There were also just a bunch of niggling things getting under my skin. For instance these thugs identified--on sight--as Puerto Rican. In Florida no less. Wouldn't a Florida Hispanic more likely be Cuban? Unless, of course, you associate the criminal element as being exclusively Puerto Rican. Also, the novel posits that a new party called the Constitutionalists gained prominence by doing well in the primaries. Except that's not possible. Primaries are not preview elections--they're elections internal to the parties, so a new party wouldn't have a chance to go head to head against Republicans and Democrats there. And finally, the whole conspiracy theory angle got under my skin after a while--or rather conspiracies plural. Just too paranoid, too many things and people connected at once for my tastes. Too many coincidences. (Part of why I'm rarely a fan of thrillers to begin with.) This was a Prometheus Award nominee, so I'm not saying there might not be some libertarians who'd find this to their tastes--certainly libertarian fiction is rare enough, but I really find it unlikely that if you're not a libertarian you're going to like this. And you know what, I have been rereading libertarian fiction lately and the rest so far have held up better than this.
As a Cold War SF thriller, it was so so. Like most such books, it was rather preposterous in some aspects, and the political attitudes were already outdated before it was published. Had this been published ten years earlier, the attitudes would not have been outdated and clearly wrong, but would have been far more dangerous, and would have deserved the lowest possible rating.

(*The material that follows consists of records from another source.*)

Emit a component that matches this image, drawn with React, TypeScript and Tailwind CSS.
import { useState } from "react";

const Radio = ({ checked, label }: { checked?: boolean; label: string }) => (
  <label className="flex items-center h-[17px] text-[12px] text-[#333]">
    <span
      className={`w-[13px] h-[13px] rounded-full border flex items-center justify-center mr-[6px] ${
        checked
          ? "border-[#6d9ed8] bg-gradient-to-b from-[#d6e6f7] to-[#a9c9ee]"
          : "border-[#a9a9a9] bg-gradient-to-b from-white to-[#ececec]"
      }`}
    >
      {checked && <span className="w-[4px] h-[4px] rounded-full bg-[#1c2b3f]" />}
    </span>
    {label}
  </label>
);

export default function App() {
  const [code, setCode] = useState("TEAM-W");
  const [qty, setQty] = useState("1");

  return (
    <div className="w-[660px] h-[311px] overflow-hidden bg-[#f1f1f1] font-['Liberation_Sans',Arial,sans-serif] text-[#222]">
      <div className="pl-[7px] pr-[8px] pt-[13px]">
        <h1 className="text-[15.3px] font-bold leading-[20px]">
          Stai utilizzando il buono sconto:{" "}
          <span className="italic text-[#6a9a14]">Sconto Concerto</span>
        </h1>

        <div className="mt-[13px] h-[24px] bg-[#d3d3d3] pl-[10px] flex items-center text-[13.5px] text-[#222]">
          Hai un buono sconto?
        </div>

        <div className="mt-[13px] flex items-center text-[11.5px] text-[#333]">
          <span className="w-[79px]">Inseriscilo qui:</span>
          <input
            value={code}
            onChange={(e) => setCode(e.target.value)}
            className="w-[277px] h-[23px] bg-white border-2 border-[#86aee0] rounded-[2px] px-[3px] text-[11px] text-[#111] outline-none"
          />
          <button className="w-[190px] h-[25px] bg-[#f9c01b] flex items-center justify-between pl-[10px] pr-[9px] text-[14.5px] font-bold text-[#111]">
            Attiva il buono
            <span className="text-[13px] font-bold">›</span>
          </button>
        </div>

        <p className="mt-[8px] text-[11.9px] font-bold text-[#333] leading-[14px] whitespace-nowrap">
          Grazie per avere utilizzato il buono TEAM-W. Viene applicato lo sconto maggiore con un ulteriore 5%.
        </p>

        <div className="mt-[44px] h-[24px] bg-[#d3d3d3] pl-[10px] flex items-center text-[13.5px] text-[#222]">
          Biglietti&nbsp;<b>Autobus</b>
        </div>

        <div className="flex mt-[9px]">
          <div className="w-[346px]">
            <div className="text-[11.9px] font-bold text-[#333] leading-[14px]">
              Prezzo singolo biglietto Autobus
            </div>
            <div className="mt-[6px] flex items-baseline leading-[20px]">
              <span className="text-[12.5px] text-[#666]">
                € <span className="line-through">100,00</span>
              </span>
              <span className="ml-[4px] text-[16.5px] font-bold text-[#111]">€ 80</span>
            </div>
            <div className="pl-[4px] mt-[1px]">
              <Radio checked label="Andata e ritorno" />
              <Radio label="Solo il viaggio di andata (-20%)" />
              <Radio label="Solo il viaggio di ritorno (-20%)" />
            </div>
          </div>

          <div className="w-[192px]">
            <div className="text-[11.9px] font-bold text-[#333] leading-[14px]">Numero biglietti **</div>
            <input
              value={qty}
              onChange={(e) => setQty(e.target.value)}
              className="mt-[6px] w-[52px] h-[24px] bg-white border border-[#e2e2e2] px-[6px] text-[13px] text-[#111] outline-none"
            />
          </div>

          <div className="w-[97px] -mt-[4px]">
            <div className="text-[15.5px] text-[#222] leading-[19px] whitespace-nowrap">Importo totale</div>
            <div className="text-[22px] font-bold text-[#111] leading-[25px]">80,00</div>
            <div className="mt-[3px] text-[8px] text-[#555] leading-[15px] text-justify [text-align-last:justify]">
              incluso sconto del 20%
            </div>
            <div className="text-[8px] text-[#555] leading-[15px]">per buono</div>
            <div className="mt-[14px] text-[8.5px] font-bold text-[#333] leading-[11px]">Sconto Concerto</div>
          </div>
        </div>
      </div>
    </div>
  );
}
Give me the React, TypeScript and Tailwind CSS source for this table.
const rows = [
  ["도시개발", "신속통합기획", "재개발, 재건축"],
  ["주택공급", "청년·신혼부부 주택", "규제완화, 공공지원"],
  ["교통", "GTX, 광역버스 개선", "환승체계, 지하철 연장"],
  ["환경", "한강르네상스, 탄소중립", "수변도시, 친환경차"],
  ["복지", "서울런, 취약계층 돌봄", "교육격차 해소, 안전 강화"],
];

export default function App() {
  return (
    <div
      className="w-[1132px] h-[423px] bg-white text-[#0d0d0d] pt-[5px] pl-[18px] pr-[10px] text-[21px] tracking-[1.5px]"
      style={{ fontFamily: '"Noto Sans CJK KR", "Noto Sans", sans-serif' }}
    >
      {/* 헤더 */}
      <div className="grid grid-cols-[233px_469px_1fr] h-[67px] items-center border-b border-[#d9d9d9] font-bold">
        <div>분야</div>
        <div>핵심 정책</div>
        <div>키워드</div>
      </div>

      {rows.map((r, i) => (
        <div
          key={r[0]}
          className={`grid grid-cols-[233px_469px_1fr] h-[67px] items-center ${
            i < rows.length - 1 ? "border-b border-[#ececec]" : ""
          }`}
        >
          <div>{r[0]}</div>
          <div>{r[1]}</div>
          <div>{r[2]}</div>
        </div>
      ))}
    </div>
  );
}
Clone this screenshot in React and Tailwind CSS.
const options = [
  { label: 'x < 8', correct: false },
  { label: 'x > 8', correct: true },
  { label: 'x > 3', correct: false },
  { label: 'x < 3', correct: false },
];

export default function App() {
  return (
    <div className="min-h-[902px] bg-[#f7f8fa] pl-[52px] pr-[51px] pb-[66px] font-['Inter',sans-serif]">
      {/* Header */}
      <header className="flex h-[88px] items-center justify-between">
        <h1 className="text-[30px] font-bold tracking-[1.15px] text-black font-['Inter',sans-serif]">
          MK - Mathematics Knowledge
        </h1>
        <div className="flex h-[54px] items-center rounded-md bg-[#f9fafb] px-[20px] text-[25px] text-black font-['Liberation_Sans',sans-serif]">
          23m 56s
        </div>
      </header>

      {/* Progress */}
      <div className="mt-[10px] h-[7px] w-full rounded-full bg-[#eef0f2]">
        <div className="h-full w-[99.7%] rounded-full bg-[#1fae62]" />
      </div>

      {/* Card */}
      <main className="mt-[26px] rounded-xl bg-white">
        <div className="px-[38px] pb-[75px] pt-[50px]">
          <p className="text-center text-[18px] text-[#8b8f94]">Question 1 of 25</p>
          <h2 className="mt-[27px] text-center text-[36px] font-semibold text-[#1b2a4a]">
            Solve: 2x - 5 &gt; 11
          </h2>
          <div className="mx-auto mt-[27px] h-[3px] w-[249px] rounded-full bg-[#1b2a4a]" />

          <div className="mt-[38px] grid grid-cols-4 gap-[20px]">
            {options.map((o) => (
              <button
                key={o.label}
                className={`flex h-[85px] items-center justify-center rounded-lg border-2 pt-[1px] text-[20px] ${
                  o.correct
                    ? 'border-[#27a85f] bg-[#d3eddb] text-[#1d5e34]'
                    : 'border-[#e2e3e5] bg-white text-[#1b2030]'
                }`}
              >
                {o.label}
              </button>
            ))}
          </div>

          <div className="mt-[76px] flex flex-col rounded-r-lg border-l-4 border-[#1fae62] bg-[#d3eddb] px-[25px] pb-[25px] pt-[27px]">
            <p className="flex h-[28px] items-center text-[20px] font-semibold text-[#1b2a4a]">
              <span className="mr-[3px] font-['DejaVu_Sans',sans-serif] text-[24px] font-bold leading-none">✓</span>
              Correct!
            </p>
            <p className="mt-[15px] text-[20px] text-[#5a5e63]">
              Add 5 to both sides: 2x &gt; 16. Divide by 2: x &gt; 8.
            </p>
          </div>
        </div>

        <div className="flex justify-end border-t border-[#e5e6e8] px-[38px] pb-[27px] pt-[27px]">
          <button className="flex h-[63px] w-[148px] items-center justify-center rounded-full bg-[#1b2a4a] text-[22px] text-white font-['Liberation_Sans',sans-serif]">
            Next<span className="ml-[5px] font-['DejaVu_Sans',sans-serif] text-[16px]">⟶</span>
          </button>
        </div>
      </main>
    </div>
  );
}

James P. Hogan is primarily the author of naive but touching hard science fiction. I find him readable, sometimes better than thiat. But this book, which is more of a thriller, is awful. So bad I could not force myself to finish it. Those who know me will know how unusual that is!
Less sci-fi and more political thriller, I enjoyed this story and while I would start someone with one of his earlier science fiction stories, I would recommend this to Tom Clancy lovers.